Oggi, con il ritorno di Trump, l’Europa deve essere pronta a intraprendere un’altra grande trasformazione. La sfida principale sarà quella di affrontare una difesa comune credibile, integrare i propri sistemi industriali e puntare su nuove tecnologie e energie rinnovabili. Per fare ciò, sarà necessario finanziare progetti comuni che possano rafforzare l’integrazione fisica e tecnologica dei sistemi energetici e industriali europei. Inoltre, la creazione di un mercato europeo dei capitali privati potrebbe permettere di sostenere la crescita di grandi imprese continentali che possano competere ad armi pari con i giganti globali.

L’alternativa sarebbe quella di una competizione interna tra gli Stati membri, in cui ciascuno cercherà di guadagnare il favore di Trump e degli Stati Uniti, senza una visione comune. Questo approccio potrebbe portare a una disgregazione ulteriore dell’Unione, con un rafforzamento delle differenze tra i Paesi, riducendo ulteriormente la capacità dell’Europa di essere un attore globale coeso. Ma se questo fosse un vantaggio invece che uni svantaggio?

Non sappiamo esattamente di quanta forza interna propria goda ciascuno Stato europeo, ma si è visto chiaramente che l’Europa globale non funziona perché rappresenta una forza comune che coinvolge attivamente ogni governo. Ci sono parti d’Europa completamente dissociate dal contesto globale, e parti che invece hanno un ruolo attivo. Una tale Europa è zoppa e indipendentemente da Trump farebbe fatica a continuare la propria corsa senza il sostegno degli Stati Uniti. Non è un Paese nato libero l’Europa. E semmai volesse reinventarsi la strada sarebbe tutta in salita.

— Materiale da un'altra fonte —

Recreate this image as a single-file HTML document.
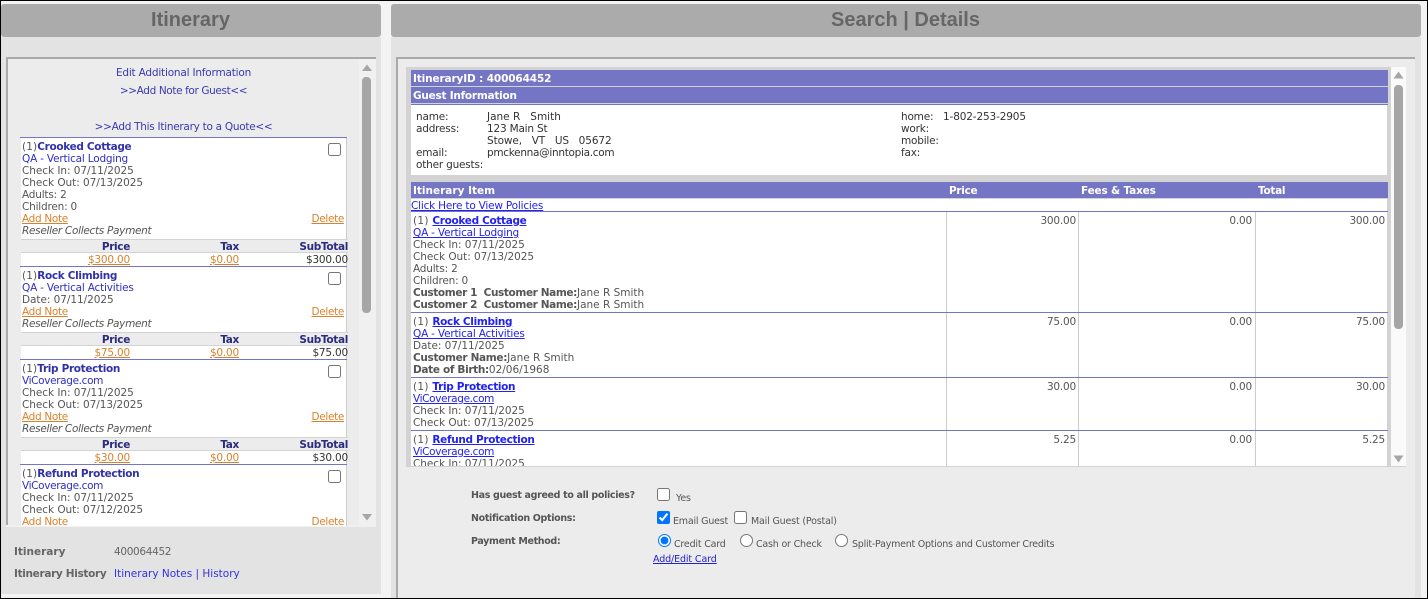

Con Trump al Governo degli Stati Uniti, la costruzione di una visione forte e unitaria è possibile, ma a patto che rispetti il gioco delle parti. Sta adesso all’Europa se decidere per la rinascita al prezzo di una disgregazione, e direi anche di un’identità, oppure continuare a sopravvivere traendo linfa dal colosso oltreoceano.